When Trying to Fake Happiness Can Backfire on You

fake happiness

A popular piece of advice in psychology is to “fake it ’till you make it.” In other words, if we fake happiness (such as creating a “fake smile”) then eventually it actually becomes real and genuine happiness.

I believe this is true to some degree. I often write about the importance of acting in new ways to create new thoughts and feelings. For example, there is one popular study that participants who were tricked into faking a smile found a cartoon to be funnier than those who tricked to fake a frown.

There is also research on how faking certain body postures can improve our confidence and mood, such as through exercises known as power posing.

However, some research also shows the possible costs of fake happiness and the philosophy of “fake it ’till you make it.” For example:

  • According to a recent study in the Academy of Management Journal, it was discovered that bus drivers were more likely to experience negative emotions on days when they pretended to be in a good mood.
  • Another meta-analysis of over 3 decades of research found that faking positive feelings at work was associated with lower employee satisfaction and increased job burnout.
  • A third study published in Anxiety, Stress, and Coping found that volunteers at a call center who were told to “hide negative emotions” had greater increases in blood pressure and heart rate than those told to show their true feelings.
  • And another recent study published in the Journal of Experimental Psychology has found that hiding the “real you” at work can hurt motivation and productivity.

As it turns out, the “emotional labor” it takes to pretend to be in a good mood can actually be very taxing on our physical and mental well-being, and thereby backfire on our overall happiness.

There are a couple of lessons that we take from here, especially when it comes to both businesses and employees.
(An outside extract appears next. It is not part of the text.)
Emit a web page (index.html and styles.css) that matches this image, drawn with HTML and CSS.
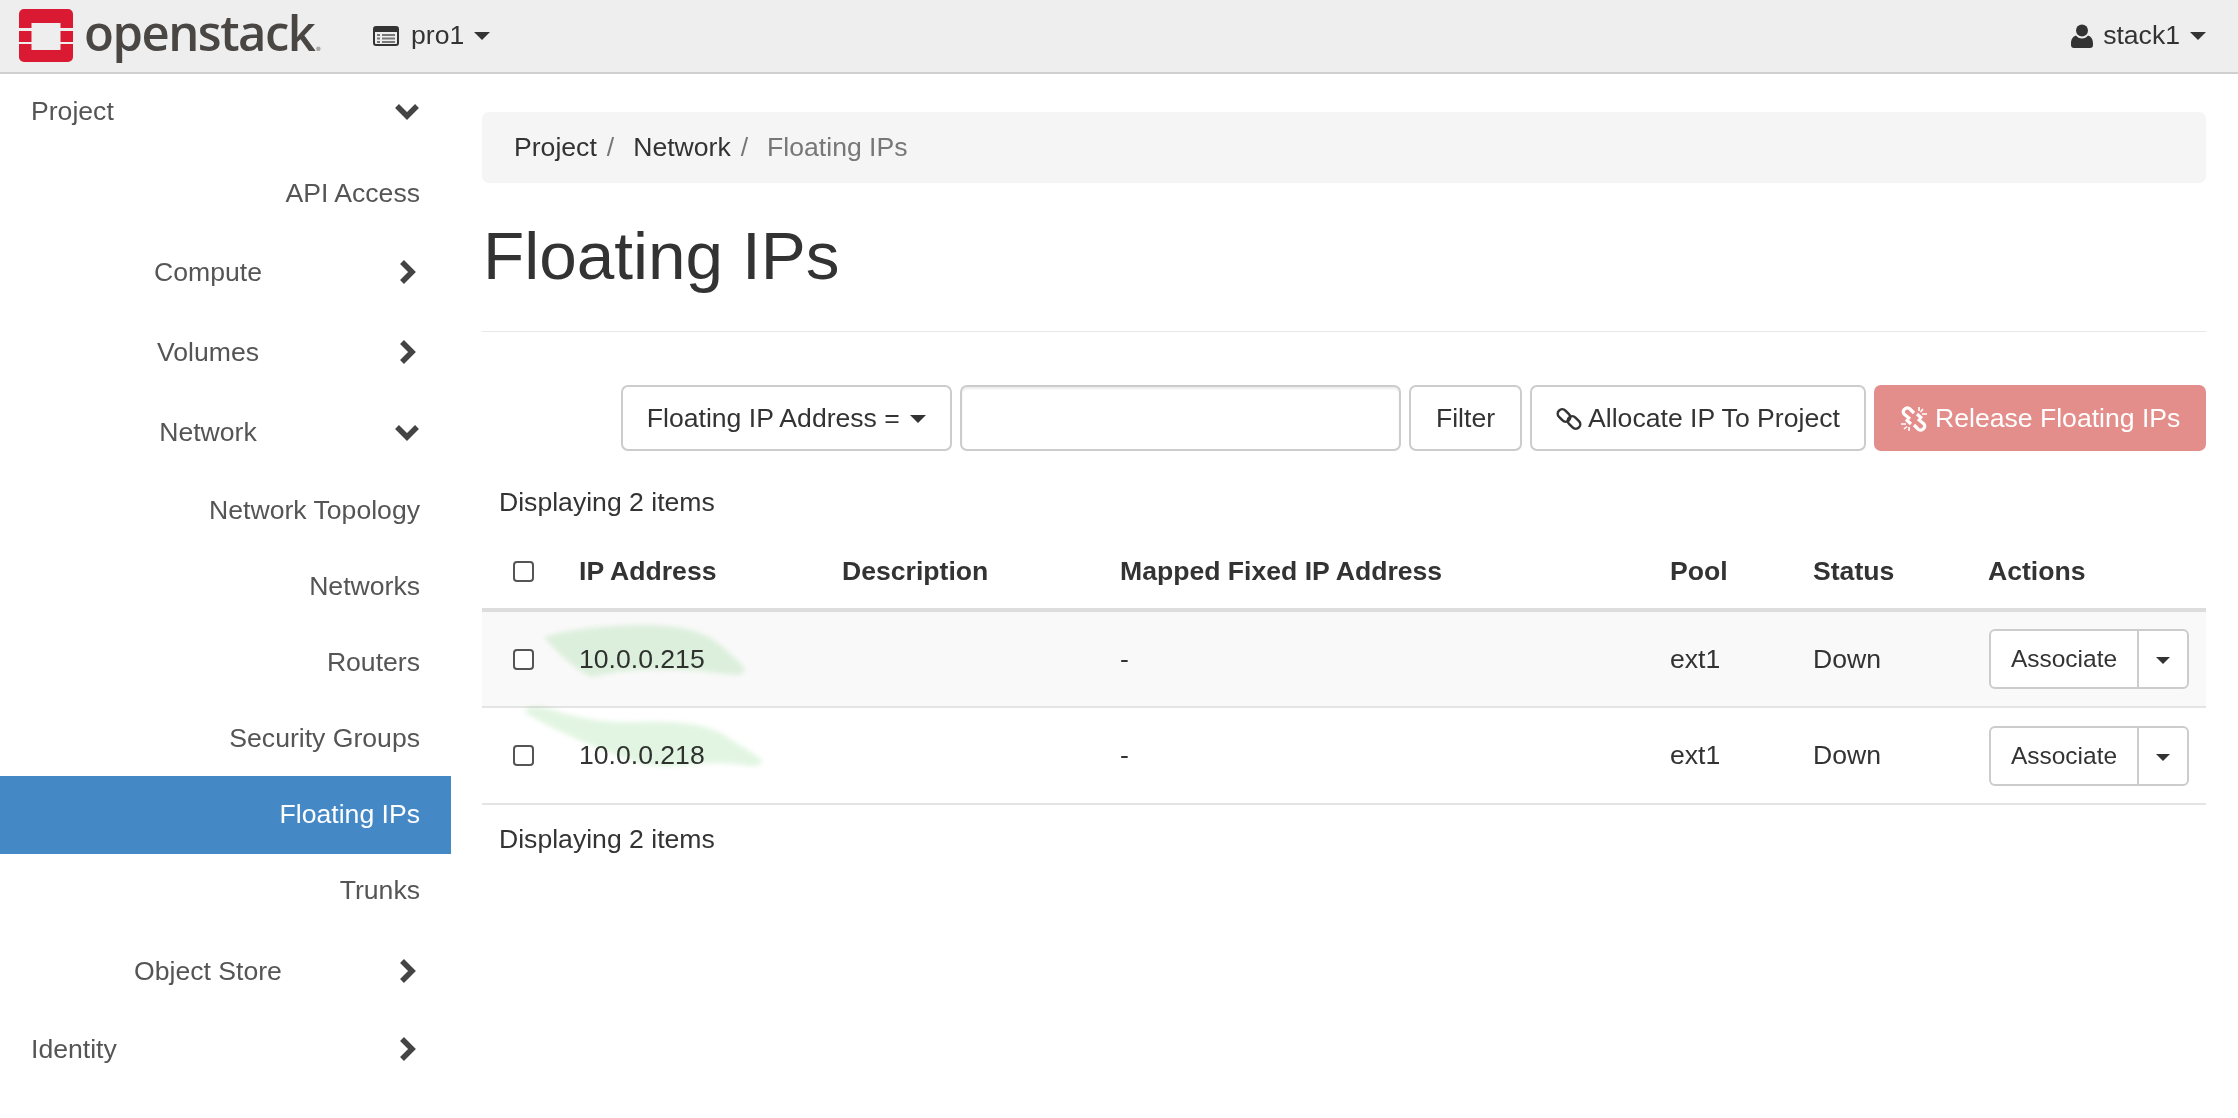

One lesson for businesses is to give employees an opportunity to express themselves genuinely and openly. Of course, this doesn’t mean you want customer service yelling at people, but maybe giving employees a way to express their frustrations among each other could provide a valuable emotional release, without necessarily disrupting the “consumer experience.”

There should also be a drive in businesses to try to make work environments as stress-free and enjoyable as possible. Often times, research shows that the happier workers are, the better their work performance and productivity. Because of this, I believe it is only a matter of time until more businesses begin implementing more mental health and self improvement.

One lesson for employees is to not feel the need to plaster on a smile every time they walk into the office. It is okay to feel down from time to time, and we need not pretend that our jobs are perfect (because they rarely are).

This also fits with a common theme of this blog which is that we must give ourselves “permission to be negative” every now and then. Experiencing positive emotions 24/7 is an unrealistically high expectation that can often only lead to disappointment and frustration.

Another lesson for employees is to raise their standards. If a job isn’t at all satisfying to you, consider searching for something else that makes you genuinely happier. We sometimes underestimate our value and skills in the marketplace. We become complacent to one job, and we stop searching for other opportunities.

We often begin to accept the idea that a job is supposed to be something we hate, so we settle for something less than what we might really be capable of. Jobs can be difficult and tiresome, but that doesn’t mean they have to be the plague of our existence.

(I understand there are some limitations to the above, maybe based on your prior work experience, education, and other factors. I only recommend that you keep yourself open to alternatives. You may not have a whole lot of different jobs to choose from, but there is usually more than just one path.)

Of course, if your job creates genuine happiness than there is no need to “fake happiness” at all.

Overall, I want to remind you one last time that it’s completely natural to not be 100% in love with everything in your life. We shouldn’t feel like we have to fake happiness around others or put on the illusion that we are happy all the time. So don’t fool yourself into thinking that needs to be the case.

Often times, by acknowledging life’s imperfections, we can manage them better than if we try to bury ourselves in delusions and false ideals.